> _GOAL OF THE EXERCISE_: Omit all pictures. Copy the rest of the material exactly.
--- start DATA PROVIDED ---
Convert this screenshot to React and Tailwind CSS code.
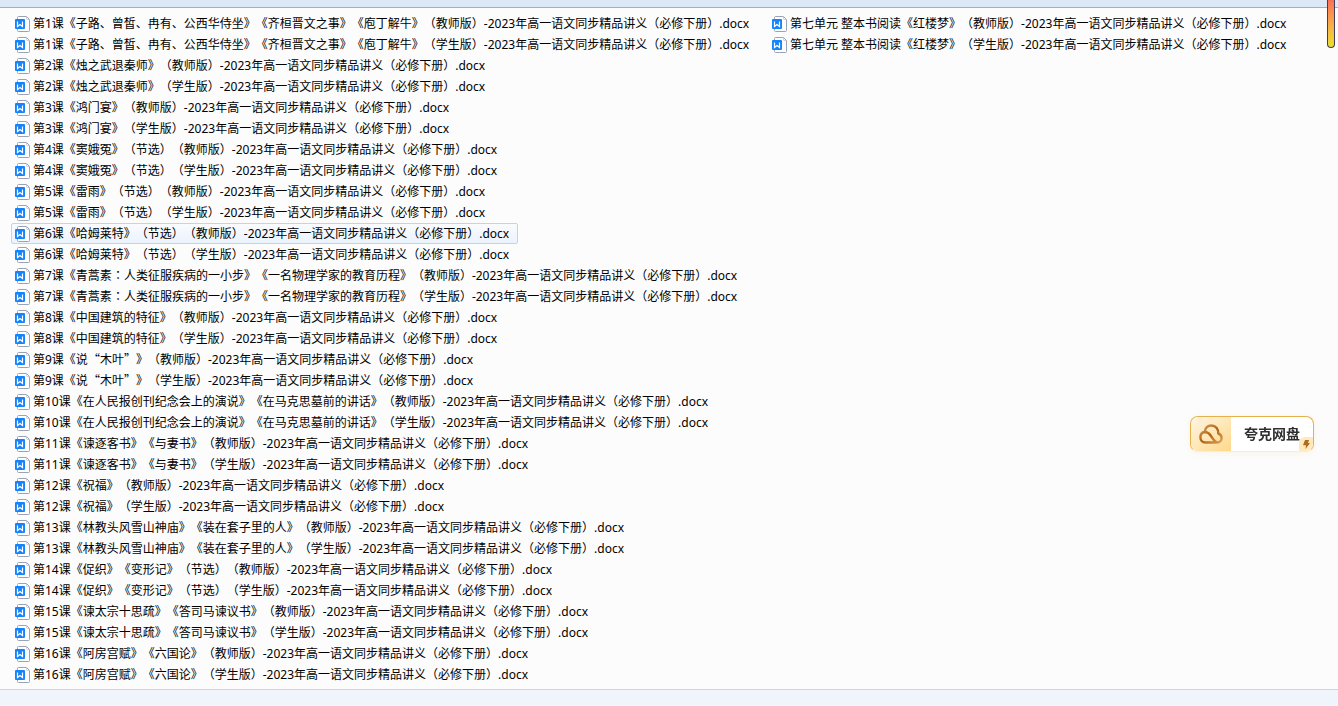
import { Fragment } from "react";
import clsx from "clsx";

const SUFFIX = "-2023年高一语文同步精品讲义（必修下册）.docx";
const EDITIONS = ["教师版", "学生版"];

const lessons = [
  "第1课《子路、曾皙、冉有、公西华侍坐》《齐桓晋文之事》《庖丁解牛》",
  "第2课《烛之武退秦师》",
  "第3课《鸿门宴》",
  "第4课《窦娥冤》（节选）",
  "第5课《雷雨》（节选）",
  "第6课《哈姆莱特》（节选）",
  "第7课《青蒿素：人类征服疾病的一小步》《一名物理学家的教育历程》",
  "第8课《中国建筑的特征》",
  "第9课《说“木叶”》",
  "第10课《在人民报创刊纪念会上的演说》《在马克思墓前的讲话》",
  "第11课《谏逐客书》《与妻书》",
  "第12课《祝福》",
  "第13课《林教头风雪山神庙》《装在套子里的人》",
  "第14课《促织》《变形记》（节选）",
  "第15课《谏太宗十思疏》《答司马谏议书》",
  "第16课《阿房宫赋》《六国论》",
  "第七单元 整本书阅读《红楼梦》",
];

const files = lessons.flatMap((title) =>
  EDITIONS.map((edition) => `${title}（${edition}）${SUFFIX}`)
);

const HOVERED = 10;

// Curly quotes must be full width and the colon centred, so these
// characters name their own CJK face
const PUNCTUATION_FONTS = {
  "“": "font-['Noto_Sans_CJK_SC',sans-serif]",
  "”": "font-['Noto_Sans_CJK_SC',sans-serif]",
  "：": "font-['Noto_Sans_CJK_JP',sans-serif]",
};

function DocIcon() {
  return (
    <svg
      width="16"
      height="16"
      viewBox="0 0 16 16"
      className="shrink-0"
      aria-hidden="true"
    >
      <path
        d="M3.5.5h8l3 3v11a1 1 0 0 1-1 1h-10a1 1 0 0 1-1-1v-13a1 1 0 0 1 1-1z"
        fill="#fff"
        stroke="#9aa3b5"
      />
      <path d="M11.5.5v2a1 1 0 0 0 1 1h2" fill="none" stroke="#c3c9d6" />
      <rect x="0" y="3" width="10" height="10" rx="1" fill="#1583fb" />
      <path
        d="M2.5 5.500v5L5 8.500l2.500 2v-5"
        fill="none"
        stroke="#fff"
        strokeWidth="1.2"
      />
    </svg>
  );
}

function FileName({ name }) {
  return (
    <span>
      {name.split(/([“”：])/).map((part, i) =>
        PUNCTUATION_FONTS[part] ? (
          <span key={i} className={PUNCTUATION_FONTS[part]}>
            {part}
          </span>
        ) : (
          <Fragment key={i}>{part}</Fragment>
        )
      )}
    </span>
  );
}

function FileItem({ name, hovered }) {
  return (
    <li className="flex">
      <a
        href="#"
        className={clsx(
          "flex h-[21px] items-center gap-0.5 rounded-xs border pl-[3px] pr-2 whitespace-nowrap",
          hovered
            ? "border-[#b8d6fb] bg-linear-to-b from-[#fafbfd] to-[#ebf3fd]"
            : "border-transparent"
        )}
      >
        <DocIcon />
        <FileName name={name} />
      </a>
    </li>
  );
}

function CloudDriveButton() {
  return (
    <button
      type="button"
      className="fixed top-[416px] right-6 flex h-9 w-[124px] overflow-hidden rounded-lg border border-[#e5b04e] border-b-[#fbeed0] bg-white shadow-[0_1px_6px_rgba(230,180,90,0.12)]"
    >
      <span className="flex h-full w-10 items-center justify-center bg-linear-to-br from-[#fff5e2] to-[#ffd88a]">
        <svg width="24" height="20" viewBox="0 0 24 20" aria-hidden="true">
          <defs>
            <linearGradient id="cloud" x1="0" y1="0" x2="1" y2="1">
              <stop offset="0" stopColor="#d9a05a" />
              <stop offset="0.5" stopColor="#b06415" />
              <stop offset="1" stopColor="#e0a050" />
            </linearGradient>
          </defs>
          <path
            d="M6.200 18.500h12c2.600 0 4.400-2 4.400-4.500 0-2.300-1.300-3.800-3.300-4.500C19.500 5 16.500 1.500 12.500 1.500c-3.700 0-6.300 2.600-6.800 6.500C3 8.300 1.400 10.500 1.400 13.200c0 3.100 1.900 5.300 4.800 5.300zM5.700 8c3 0 4.600 1.400 6.300 4 1.700 2.700 3 5 5.500 6.300"
            fill="none"
            stroke="url(#cloud)"
            strokeWidth="2.4"
            strokeLinecap="round"
            strokeLinejoin="round"
          />
        </svg>
      </span>
      <span className="flex h-full flex-1 items-center justify-center text-sm font-bold text-[#2f2f2f]">
        夸克网盘
      </span>
      <span className="absolute right-0 bottom-0 flex size-3.5 items-center justify-center rounded-tl-md bg-[#ffe9bd]">
        <svg width="7" height="9" viewBox="0 0 7 9" aria-hidden="true">
          <path d="M2 0h4L5 3h2L2.500 9l.5-3.800H0z" fill="#b0691d" />
        </svg>
      </span>
    </button>
  );
}

export default function App() {
  return (
    <div className="flex min-h-screen flex-col bg-[#f0f4fb] font-['Noto_Sans','Noto_Sans_CJK_SC',sans-serif] text-xs text-black [text-spacing-trim:space-all]">
      <header className="h-2 border-b border-[#a0afc3] bg-[#dce8f5]" />

      <main className="border-b border-[#c9d5e3] bg-[#fcfcfc] pt-[5px] pb-1 pl-[11px]">
        <ul className="grid grid-flow-col grid-cols-[757px_auto] grid-rows-[repeat(32,auto)]">
          {files.map((name, i) => (
            <FileItem key={name} name={name} hovered={i === HOVERED} />
          ))}
        </ul>
      </main>

      {/* Scroll position marker */}
      <div className="fixed top-0 right-[3px] h-12 w-2 rounded-b-full border border-t-0 border-[#3d3d5c] bg-linear-to-b from-[#fb6f55] to-[#ecdf2c]" />

      <CloudDriveButton />
    </div>
  );
}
--- end DATA PROVIDED ---
> _SOLVED EXERCISE_:
Convert this screenshot to React and Tailwind CSS code.
import { Fragment } from "react";
import clsx from "clsx";

const SUFFIX = "-2023年高一语文同步精品讲义（必修下册）.docx";
const EDITIONS = ["教师版", "学生版"];

const lessons = [
  "第1课《子路、曾皙、冉有、公西华侍坐》《齐桓晋文之事》《庖丁解牛》",
  "第2课《烛之武退秦师》",
  "第3课《鸿门宴》",
  "第4课《窦娥冤》（节选）",
  "第5课《雷雨》（节选）",
  "第6课《哈姆莱特》（节选）",
  "第7课《青蒿素：人类征服疾病的一小步》《一名物理学家的教育历程》",
  "第8课《中国建筑的特征》",
  "第9课《说“木叶”》",
  "第10课《在人民报创刊纪念会上的演说》《在马克思墓前的讲话》",
  "第11课《谏逐客书》《与妻书》",
  "第12课《祝福》",
  "第13课《林教头风雪山神庙》《装在套子里的人》",
  "第14课《促织》《变形记》（节选）",
  "第15课《谏太宗十思疏》《答司马谏议书》",
  "第16课《阿房宫赋》《六国论》",
  "第七单元 整本书阅读《红楼梦》",
];

const files = lessons.flatMap((title) =>
  EDITIONS.map((edition) => `${title}（${edition}）${SUFFIX}`)
);

const HOVERED = 10;

// Curly quotes must be full width and the colon centred, so these
// characters name their own CJK face
const PUNCTUATION_FONTS = {
  "“": "font-['Noto_Sans_CJK_SC',sans-serif]",
  "”": "font-['Noto_Sans_CJK_SC',sans-serif]",
  "：": "font-['Noto_Sans_CJK_JP',sans-serif]",
};

function DocIcon() {
  return (
    <svg
      width="16"
      height="16"
      viewBox="0 0 16 16"
      className="shrink-0"
      aria-hidden="true"
    >
      <path
        d="M3.5.5h8l3 3v11a1 1 0 0 1-1 1h-10a1 1 0 0 1-1-1v-13a1 1 0 0 1 1-1z"
        fill="#fff"
        stroke="#9aa3b5"
      />
      <path d="M11.5.5v2a1 1 0 0 0 1 1h2" fill="none" stroke="#c3c9d6" />
      <rect x="0" y="3" width="10" height="10" rx="1" fill="#1583fb" />
      <path
        d="M2.5 5.500v5L5 8.500l2.500 2v-5"
        fill="none"
        stroke="#fff"
        strokeWidth="1.2"
      />
    </svg>
  );
}

function FileName({ name }) {
  return (
    <span>
      {name.split(/([“”：])/).map((part, i) =>
        PUNCTUATION_FONTS[part] ? (
          <span key={i} className={PUNCTUATION_FONTS[part]}>
            {part}
          </span>
        ) : (
          <Fragment key={i}>{part}</Fragment>
        )
      )}
    </span>
  );
}

function FileItem({ name, hovered }) {
  return (
    <li className="flex">
      <a
        href="#"
        className={clsx(
          "flex h-[21px] items-center gap-0.5 rounded-xs border pl-[3px] pr-2 whitespace-nowrap",
          hovered
            ? "border-[#b8d6fb] bg-linear-to-b from-[#fafbfd] to-[#ebf3fd]"
            : "border-transparent"
        )}
      >
        <DocIcon />
        <FileName name={name} />
      </a>
    </li>
  );
}

function CloudDriveButton() {
  return (
    <button
      type="button"
      className="fixed top-[416px] right-6 flex h-9 w-[124px] overflow-hidden rounded-lg border border-[#e5b04e] border-b-[#fbeed0] bg-white shadow-[0_1px_6px_rgba(230,180,90,0.12)]"
    >
      <span className="flex h-full w-10 items-center justify-center bg-linear-to-br from-[#fff5e2] to-[#ffd88a]">
        <svg width="24" height="20" viewBox="0 0 24 20" aria-hidden="true">
          <defs>
            <linearGradient id="cloud" x1="0" y1="0" x2="1" y2="1">
              <stop offset="0" stopColor="#d9a05a" />
              <stop offset="0.5" stopColor="#b06415" />
              <stop offset="1" stopColor="#e0a050" />
            </linearGradient>
          </defs>
          <path
            d="M6.200 18.500h12c2.600 0 4.400-2 4.400-4.500 0-2.300-1.300-3.800-3.300-4.500C19.500 5 16.500 1.500 12.500 1.500c-3.700 0-6.300 2.600-6.800 6.500C3 8.300 1.400 10.500 1.400 13.200c0 3.100 1.900 5.300 4.800 5.300zM5.700 8c3 0 4.600 1.400 6.300 4 1.700 2.700 3 5 5.500 6.300"
            fill="none"
            stroke="url(#cloud)"
            strokeWidth="2.4"
            strokeLinecap="round"
            strokeLinejoin="round"
          />
        </svg>
      </span>
      <span className="flex h-full flex-1 items-center justify-center text-sm font-bold text-[#2f2f2f]">
        夸克网盘
      </span>
      <span className="absolute right-0 bottom-0 flex size-3.5 items-center justify-center rounded-tl-md bg-[#ffe9bd]">
        <svg width="7" height="9" viewBox="0 0 7 9" aria-hidden="true">
          <path d="M2 0h4L5 3h2L2.500 9l.5-3.800H0z" fill="#b0691d" />
        </svg>
      </span>
    </button>
  );
}

export default function App() {
  return (
    <div className="flex min-h-screen flex-col bg-[#f0f4fb] font-['Noto_Sans','Noto_Sans_CJK_SC',sans-serif] text-xs text-black [text-spacing-trim:space-all]">
      <header className="h-2 border-b border-[#a0afc3] bg-[#dce8f5]" />

      <main className="border-b border-[#c9d5e3] bg-[#fcfcfc] pt-[5px] pb-1 pl-[11px]">
        <ul className="grid grid-flow-col grid-cols-[757px_auto] grid-rows-[repeat(32,auto)]">
          {files.map((name, i) => (
            <FileItem key={name} name={name} hovered={i === HOVERED} />
          ))}
        </ul>
      </main>

      {/* Scroll position marker */}
      <div className="fixed top-0 right-[3px] h-12 w-2 rounded-b-full border border-t-0 border-[#3d3d5c] bg-linear-to-b from-[#fb6f55] to-[#ecdf2c]" />

      <CloudDriveButton />
    </div>
  );
}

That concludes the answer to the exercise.